DATA =>
= = = = = = =

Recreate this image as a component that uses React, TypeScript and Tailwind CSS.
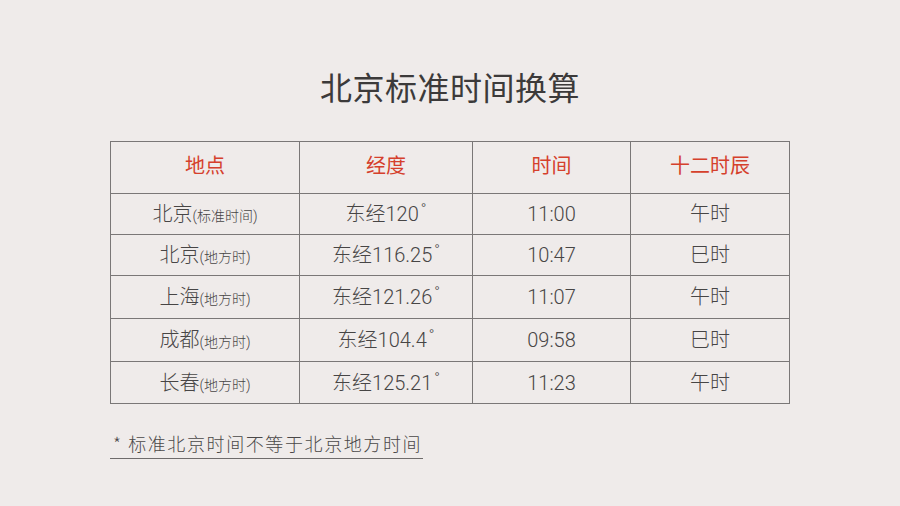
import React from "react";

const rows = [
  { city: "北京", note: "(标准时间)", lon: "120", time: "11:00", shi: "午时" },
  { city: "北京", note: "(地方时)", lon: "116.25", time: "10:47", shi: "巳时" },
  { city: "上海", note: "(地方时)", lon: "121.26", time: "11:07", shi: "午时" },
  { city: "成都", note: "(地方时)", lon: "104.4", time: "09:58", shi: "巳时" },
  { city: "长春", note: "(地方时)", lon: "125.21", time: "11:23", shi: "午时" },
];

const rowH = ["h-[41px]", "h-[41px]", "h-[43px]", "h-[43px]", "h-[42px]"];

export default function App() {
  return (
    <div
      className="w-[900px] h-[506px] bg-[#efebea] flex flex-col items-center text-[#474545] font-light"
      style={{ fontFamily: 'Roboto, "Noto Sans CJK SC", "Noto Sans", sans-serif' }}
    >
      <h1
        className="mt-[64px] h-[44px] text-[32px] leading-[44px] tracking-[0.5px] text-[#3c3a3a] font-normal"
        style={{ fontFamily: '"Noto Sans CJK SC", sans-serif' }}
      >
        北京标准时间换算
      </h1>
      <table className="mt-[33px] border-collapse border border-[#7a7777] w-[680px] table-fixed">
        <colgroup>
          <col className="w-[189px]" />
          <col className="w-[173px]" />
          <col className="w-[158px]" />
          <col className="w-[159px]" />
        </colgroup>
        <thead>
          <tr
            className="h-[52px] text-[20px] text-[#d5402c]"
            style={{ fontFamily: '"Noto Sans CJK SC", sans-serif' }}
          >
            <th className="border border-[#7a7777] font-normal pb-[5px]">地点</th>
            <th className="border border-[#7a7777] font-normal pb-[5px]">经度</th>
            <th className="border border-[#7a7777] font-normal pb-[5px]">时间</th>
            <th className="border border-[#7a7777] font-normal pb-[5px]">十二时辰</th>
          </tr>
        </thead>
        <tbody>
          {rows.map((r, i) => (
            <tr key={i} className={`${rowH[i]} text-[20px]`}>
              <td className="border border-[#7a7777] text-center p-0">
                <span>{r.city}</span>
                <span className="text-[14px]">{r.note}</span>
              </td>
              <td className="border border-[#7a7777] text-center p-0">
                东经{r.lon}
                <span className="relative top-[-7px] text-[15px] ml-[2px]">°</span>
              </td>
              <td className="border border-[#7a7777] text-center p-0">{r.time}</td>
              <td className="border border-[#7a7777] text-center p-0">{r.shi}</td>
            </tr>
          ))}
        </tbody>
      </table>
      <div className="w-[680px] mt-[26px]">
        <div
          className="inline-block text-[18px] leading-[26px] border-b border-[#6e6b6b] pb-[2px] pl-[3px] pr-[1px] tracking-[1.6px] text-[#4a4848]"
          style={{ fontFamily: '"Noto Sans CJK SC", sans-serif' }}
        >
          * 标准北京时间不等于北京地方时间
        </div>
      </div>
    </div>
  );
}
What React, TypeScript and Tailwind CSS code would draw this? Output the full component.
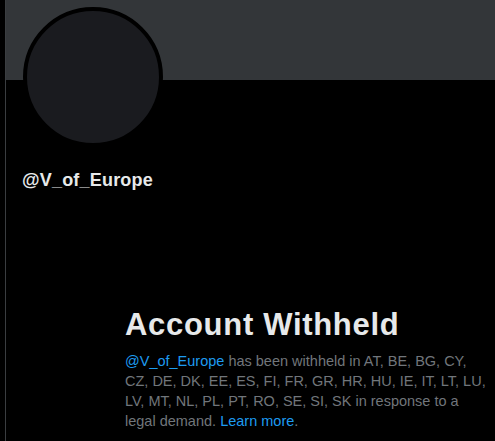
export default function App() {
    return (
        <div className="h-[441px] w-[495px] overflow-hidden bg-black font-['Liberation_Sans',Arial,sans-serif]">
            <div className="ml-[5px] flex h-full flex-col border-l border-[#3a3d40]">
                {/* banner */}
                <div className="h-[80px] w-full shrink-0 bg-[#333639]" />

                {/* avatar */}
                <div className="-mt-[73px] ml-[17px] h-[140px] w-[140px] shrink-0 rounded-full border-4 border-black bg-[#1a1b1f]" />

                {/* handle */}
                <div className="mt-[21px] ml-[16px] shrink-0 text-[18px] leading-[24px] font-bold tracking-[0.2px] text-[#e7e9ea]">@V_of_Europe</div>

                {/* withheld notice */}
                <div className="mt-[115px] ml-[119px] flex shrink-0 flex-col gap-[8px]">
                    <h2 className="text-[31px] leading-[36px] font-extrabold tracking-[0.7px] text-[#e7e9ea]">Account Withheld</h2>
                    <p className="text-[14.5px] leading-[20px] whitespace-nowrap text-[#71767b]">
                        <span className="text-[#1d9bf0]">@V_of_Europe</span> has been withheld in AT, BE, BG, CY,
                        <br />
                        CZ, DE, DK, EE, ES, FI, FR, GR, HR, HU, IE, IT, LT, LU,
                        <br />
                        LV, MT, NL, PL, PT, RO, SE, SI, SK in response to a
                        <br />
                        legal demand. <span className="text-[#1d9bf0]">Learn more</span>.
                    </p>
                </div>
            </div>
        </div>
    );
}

= = = = = = =

TASK DIRECTIONS => Pictures are excluded. Repeat exactly the lines from the one containing "What React, TypeScript" to the one containing "ml-[16px] shrink-0 text-[18px]", inclusive.

EXERCISE SOLUTION =>
What React, TypeScript and Tailwind CSS code would draw this? Output the full component.
export default function App() {
    return (
        <div className="h-[441px] w-[495px] overflow-hidden bg-black font-['Liberation_Sans',Arial,sans-serif]">
            <div className="ml-[5px] flex h-full flex-col border-l border-[#3a3d40]">
                {/* banner */}
                <div className="h-[80px] w-full shrink-0 bg-[#333639]" />

                {/* avatar */}
                <div className="-mt-[73px] ml-[17px] h-[140px] w-[140px] shrink-0 rounded-full border-4 border-black bg-[#1a1b1f]" />

                {/* handle */}
                <div className="mt-[21px] ml-[16px] shrink-0 text-[18px] leading-[24px] font-bold tracking-[0.2px] text-[#e7e9ea]">@V_of_Europe</div>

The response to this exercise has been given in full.